Quando a São Clemente pisar na Marquês de Sapucaí, perto das 2h30 deste domingo (1°), o público na Passarela do Samba e os telespectadores não vão se deparar com o tradicional show de fogos que antecede todo e qualquer desfile. Afinal de contas, seria um contrassenso lançar mão do foguetório para anunciar uma apresentação que vai denunciar os maus tratos aos animais e, como diz o samba de enredo, pretende “adotar” os “fiéis companheiros”.
Por trás da ideia de levar um desfile sobre a proteção aos bichanos à Sapucaí está o deputado federal Fred Costa (PRD-MG), que apresentou o tema à escola e ajudou a idealizar o enredo. A decisão de não utilizar os fogos foi acompanhada por outra medida: nenhuma das fantasias e alegorias da São Clemente terá insumos de origem animal. Assim, elementos como as penas retiradas de faisões e as plumas ficarão de fora.
“A São Clemente tem uma característica muito peculiar. Ela é conhecida como uma escola crítica e irreverente. Ela abraçou muito bem o tema e entendeu que isso (a não utilização de insumos de origem animal) é o caminho do carnaval”, diz Costa, a O Fator.

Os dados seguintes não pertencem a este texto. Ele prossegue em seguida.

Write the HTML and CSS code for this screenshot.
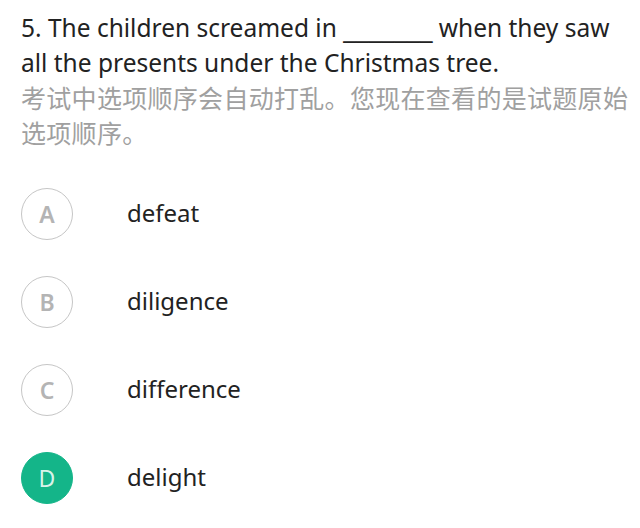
FILE: index.html
```html
<!DOCTYPE html>
<html lang="en">
<head>
<meta charset="utf-8">
<link rel="stylesheet" href="styles.css">
</head>
<body>
<div class="page">
  <div class="question">
    <p class="stem">5. The children screamed in <span class="blank">_______</span> when they saw<br>all the presents under the Christmas tree.</p>
    <p class="note">考试中选项顺序会自动打乱。您现在查看的是试题原始选项顺序。</p>
  </div>
  <ul class="options">
    <li class="option"><span class="badge">A</span><span class="label">defeat</span></li>
    <li class="option"><span class="badge">B</span><span class="label">diligence</span></li>
    <li class="option"><span class="badge">C</span><span class="label">difference</span></li>
    <li class="option selected"><span class="badge">D</span><span class="label">delight</span></li>
  </ul>
</div>
</body>
</html>
```
FILE: styles.css
```css
html, body {
  margin: 0;
  padding: 0;
  background: #ffffff;
}
body {
  font-family: "Noto Sans", "Noto Sans CJK SC", sans-serif;
  color: #222222;
}
.page {
  padding: 10px 4px 0 21px;
}
.stem {
  margin: 0;
  font-size: 24.5px;
  line-height: 35px;
  color: #222222;
}
.blank {
  font-family: "DejaVu Sans", sans-serif;
  font-size: 25.5px;
  line-height: 1;
}
.note {
  margin: 0;
  font-family: "Noto Sans CJK SC", sans-serif;
  font-size: 25px;
  line-height: 35px;
  color: #a0a0a0;
  letter-spacing: 0.3px;
}
.options {
  list-style: none;
  margin: 38px 0 0;
  padding: 0;
  display: flex;
  flex-direction: column;
  gap: 36px;
}
.option {
  display: flex;
  align-items: center;
  height: 52px;
}
.badge {
  box-sizing: border-box;
  width: 52px;
  height: 52px;
  border-radius: 50%;
  border: 1.5px solid #c6c6c6;
  color: #b4b4b4;
  font-size: 23px;
  font-weight: 600;
  display: flex;
  align-items: center;
  justify-content: center;
}
.selected .badge {
  background: #14b589;
  border-color: #14b589;
  color: #d8f3ea;
  font-weight: 400;
}
.label {
  margin-left: 54px;
  padding-bottom: 4px;
  font-size: 24px;
  color: #222222;
}
```
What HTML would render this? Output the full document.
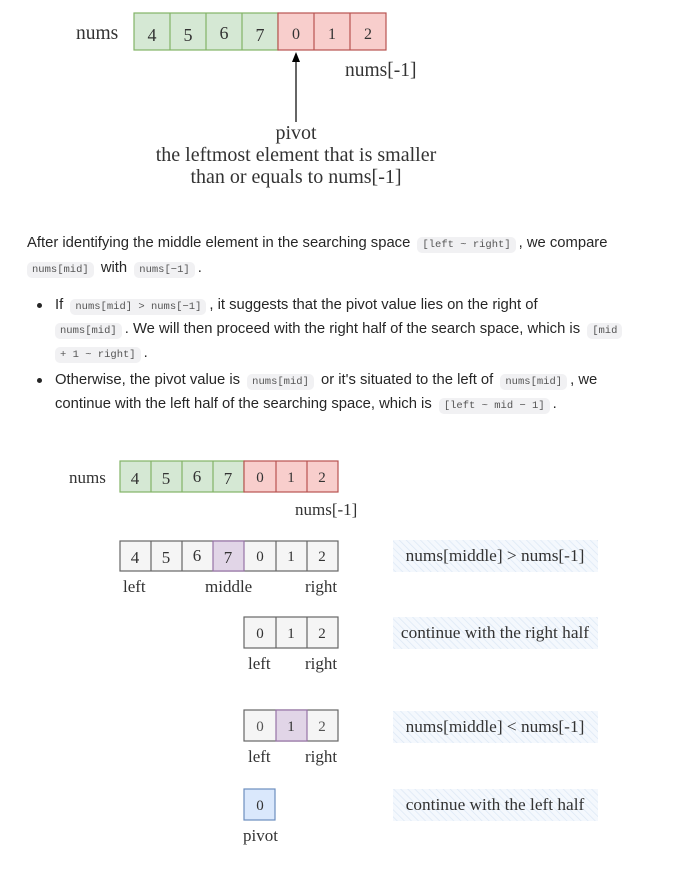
<!DOCTYPE html>
<html><head><meta charset="utf-8"><style>
html,body{margin:0;padding:0;background:#fff;width:681px;height:876px;overflow:hidden;position:relative}
.t{position:absolute;font-family:"Liberation Sans",sans-serif;font-size:14.8px;color:#262626;white-space:nowrap;line-height:20px}
code{font-family:"Liberation Mono",monospace;font-size:10.5px;color:#555;background:#f1f1f3;border-radius:5px;padding:2px 5px;margin:0 3px}
.b{position:absolute;width:5px;height:5px;border-radius:50%;background:#262626}
svg{position:absolute;left:0;top:0}
svg text{font-family:"Liberation Serif",serif;fill:#333}
</style></head><body>
<svg width="681" height="876" xmlns="http://www.w3.org/2000/svg">
<defs>
<pattern id="h" width="5" height="5" patternUnits="userSpaceOnUse" patternTransform="rotate(-45)">
<rect width="5" height="5" fill="#f4f8fd"/><line x1="0" y1="0" x2="0" y2="5" stroke="#dde8f5" stroke-width="1.5"/>
</pattern>
</defs>
<g stroke-width="1.2">
<rect x="134" y="13" width="144" height="37" fill="#d5e8d4" stroke="#82b366"/>
<line x1="170" y1="13" x2="170" y2="50" stroke="#82b366"/><line x1="206" y1="13" x2="206" y2="50" stroke="#82b366"/><line x1="242" y1="13" x2="242" y2="50" stroke="#82b366"/>
<rect x="278" y="13" width="108" height="37" fill="#f8cecc" stroke="#b85450"/>
<line x1="314" y1="13" x2="314" y2="50" stroke="#b85450"/><line x1="350" y1="13" x2="350" y2="50" stroke="#b85450"/>
</g>
<g font-size="18" text-anchor="middle">
<text x="152" y="41">4</text><text x="188" y="41">5</text><text x="224" y="39">6</text><text x="260" y="41">7</text>
<text x="296" y="39" font-size="16">0</text><text x="332" y="39" font-size="16">1</text><text x="368" y="39" font-size="16">2</text>
</g>
<text x="76" y="39" font-size="19.5">nums</text>
<text x="345" y="76" font-size="19.5">nums[-1]</text>
<line x1="296" y1="60" x2="296" y2="122" stroke="#000" stroke-width="1.2"/>
<path d="M292 62 L296 52 L300 62 Z" fill="#000"/>
<g font-size="20" text-anchor="middle">
<text x="296" y="139">pivot</text>
<text x="296" y="161">the leftmost element that is smaller</text>
<text x="296" y="183">than or equals to nums[-1]</text>
</g>
<g stroke-width="1.2">
<rect x="120" y="461" width="124" height="31" fill="#d5e8d4" stroke="#82b366"/>
<line x1="151" y1="461" x2="151" y2="492" stroke="#82b366"/><line x1="182" y1="461" x2="182" y2="492" stroke="#82b366"/><line x1="213" y1="461" x2="213" y2="492" stroke="#82b366"/>
<rect x="244" y="461" width="94" height="31" fill="#f8cecc" stroke="#b85450"/>
<line x1="276" y1="461" x2="276" y2="492" stroke="#b85450"/><line x1="307" y1="461" x2="307" y2="492" stroke="#b85450"/>
</g>
<g font-size="17" text-anchor="middle">
<text x="135" y="484">4</text><text x="166" y="484">5</text><text x="197" y="482">6</text><text x="228" y="484">7</text>
<text x="260" y="482" font-size="15">0</text><text x="291" y="482" font-size="15">1</text><text x="322" y="482" font-size="15">2</text>
</g>
<text x="69" y="483" font-size="17">nums</text>
<text x="295" y="515" font-size="17">nums[-1]</text>
<g stroke="#666" stroke-width="1.2">
<rect x="120" y="541" width="218" height="30" fill="#f5f5f5"/>
<rect x="213" y="541" width="31" height="30" fill="#e1d5e7" stroke="#9673a6"/>
<line x1="151" y1="541" x2="151" y2="571"/><line x1="182" y1="541" x2="182" y2="571"/><line x1="276" y1="541" x2="276" y2="571"/><line x1="307" y1="541" x2="307" y2="571"/>
</g>
<g font-size="17" text-anchor="middle" style="fill:#555">
<text x="135" y="563">4</text><text x="166" y="563">5</text><text x="197" y="561">6</text><text x="228" y="563">7</text>
<text x="260" y="561" font-size="15">0</text><text x="291" y="561" font-size="15">1</text><text x="322" y="561" font-size="15">2</text>
</g>
<text x="123" y="592" font-size="17">left</text><text x="205" y="592" font-size="17">middle</text><text x="305" y="592" font-size="17">right</text>
<rect x="393" y="540" width="205" height="32" fill="url(#h)"/>
<text x="495" y="561" font-size="17.3" text-anchor="middle">nums[middle] &gt; nums[-1]</text>
<g stroke="#666" stroke-width="1.2">
<rect x="244" y="617" width="94" height="31" fill="#f5f5f5"/>
<line x1="276" y1="617" x2="276" y2="648"/><line x1="307" y1="617" x2="307" y2="648"/>
</g>
<g font-size="15" text-anchor="middle" style="fill:#555">
<text x="260" y="638">0</text><text x="291" y="638">1</text><text x="322" y="638">2</text>
</g>
<text x="248" y="669" font-size="17">left</text><text x="305" y="669" font-size="17">right</text>
<rect x="393" y="617" width="205" height="32" fill="url(#h)"/>
<text x="495" y="638" font-size="17.3" text-anchor="middle">continue with the right half</text>
<g stroke="#666" stroke-width="1.2">
<rect x="244" y="710" width="94" height="31" fill="#f5f5f5"/>
<rect x="276" y="710" width="31" height="31" fill="#e1d5e7" stroke="#9673a6"/>
</g>
<g font-size="15" text-anchor="middle">
<text x="260" y="731" style="fill:#555">0</text><text x="291" y="731">1</text><text x="322" y="731" style="fill:#555">2</text>
</g>
<text x="248" y="762" font-size="17">left</text><text x="305" y="762" font-size="17">right</text>
<rect x="393" y="711" width="205" height="32" fill="url(#h)"/>
<text x="495" y="732" font-size="17.3" text-anchor="middle">nums[middle] &lt; nums[-1]</text>
<rect x="244" y="789" width="31" height="31" fill="#dae8fc" stroke="#6c8ebf" stroke-width="1.2"/>
<text x="260" y="810" font-size="15" text-anchor="middle">0</text>
<text x="243" y="841" font-size="17">pivot</text>
<rect x="393" y="789" width="205" height="32" fill="url(#h)"/>
<text x="495" y="810" font-size="17.3" text-anchor="middle">continue with the left half</text>
</svg>

<div class="t" style="left:27px;top:233px">After identifying the middle element in the searching space <code>[left ~ right]</code>, we compare</div>
<div class="t" style="left:27px;top:258px"><code style="margin-left:0">nums[mid]</code> with <code>nums[−1]</code>.</div>
<div class="b" style="left:37px;top:303px"></div>
<div class="t" style="left:55px;top:295px">If <code>nums[mid] &gt; nums[−1]</code>, it suggests that the pivot value lies on the right of</div>
<div class="t" style="left:55px;top:319px"><code style="margin-left:0">nums[mid]</code>. We will then proceed with the right half of the search space, which is <code>[mid</code></div>
<div class="t" style="left:55px;top:343px"><code style="margin-left:0">+ 1 ~ right]</code>.</div>
<div class="b" style="left:37px;top:378px"></div>
<div class="t" style="left:55px;top:370px">Otherwise, the pivot value is <code>nums[mid]</code> or it's situated to the left of <code>nums[mid]</code>, we</div>
<div class="t" style="left:55px;top:394px">continue with the left half of the searching space, which is <code>[left ~ mid − 1]</code>.</div>
</body></html>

A veia de protesto é, de fato, uma característica da São Clemente, escola que por muitos anos compôs o Grupo Especial do Rio de Janeiro. A discografia da agremiação tem sambas denunciando mazelas como a proliferação das crianças vivendo nas ruas do país nos anos 1980. Abusando do sarcasmo, a aurinegra também já falou sobre o “jeitinho brasileiro”, como em 2020.
Por causa de um rebaixamento sofrido em 2022, agora a escola milita no Grupo de Acesso, a segunda divisão carioca. A queda, entretanto, não tirou a capacidade de pôr o dedo na ferida do DNA da escola. A característica também estará presente no desfile deste ano.
O objetivo é fazer da Sapucaí o palco de um manifesto em defesa da adoção dos animais. Protetor dos bichos e do meio ambiente, São Francisco de Assis terá destaque em um carro alegórico. A escultura em homenagem ao santo abençoará os pets logo na abertura do desfile.
Depois, o plano é mostrar o “circo dos horrores” vivenciados pelos animais abandonados. No fim, como quem vai do oito ao 80, a proposta é mostrar a esperança. Assim, a última perna da escola vai retratar o mundo ideal, com adoções e respeito aos bichos.
Embora sejam os protagonistas do espetáculo, os cães não estarão presentes.
“Seria uma tremenda incoerência. Eles têm audição e olfato muito mais sensíveis que os nossos. É horário de cachorro estar descansando – e não ter estresse com aquela barulheira”, explica Fred Costa.
Para substituir a presença física dos animais, a equipe de criação da escola, liderada pelo carnavalesco Mauro Leite, preparou esculturas de diversos tipos de pets.
“Haverá uma ala que fala das leis, lembrando da Lei Sansão, que impõe cadeia a (praticantes de maus tratos)”, revela o deputado mineiro.
Olha o Adnet aí, gente!
O desfile da São Clemente ainda deverá contar com a participação do comediante Marcelo Adnet, torcedor da escola. Compositor de sambas de enredo, Adnet participou do concurso que escolheu a canção responsável por embalar a apresentação da agremiação. O humorista, entretanto, viu sua letra ser derrotada na competição. O resultado da disputa interna, aliás, foi incomum: a escola optou por juntar duas obras concorrentes. A fusão leva a assinatura de canetas pesadas no mundo do samba, como a de Leonardo Bessa, que por muitos anos foi o intérprete oficial do Salgueiro.
O samba de enredo clementiano começa com São Francisco de Assis e lembra funções importantes dos cachorros, como a de ajudar pessoas com deficiência visual a se locomover.
“São Clemente vai na raça/ Brasileiro, vira-lata, o povo te adotou/ Fiel companheiro, no escuro me guia, és minha luz/ Teu olhar é o que me seduz”, diz o refrão principal, cantado pelo puxador Rafael Tinguinha.
“O enredo da São Clemente deverá ser o de mais fácil leitura de toda o Grupo de Acesso em 2025. Então, para o tema sobre a proteção aos cães, um samba simples é o mais adequado. O refrão do meio ‘é preto, é caramelo’ é bem chamativo, sendo o trecho que mais se destaca na obra clementiana”, analisa o jornalista e crítico de carnaval Marco Maciel, editor-chefe do Sambario, o mais antigo site especializado em sambas de enredo em atividade no país.
Fred Costa também demonstra empolgação com o samba da São Clemente.
“É um samba-enredo fácil de ser decorado, o que é importante. Leva a mensagem que queremos passar à Sapucaí, de conscientização e educação”, comemora.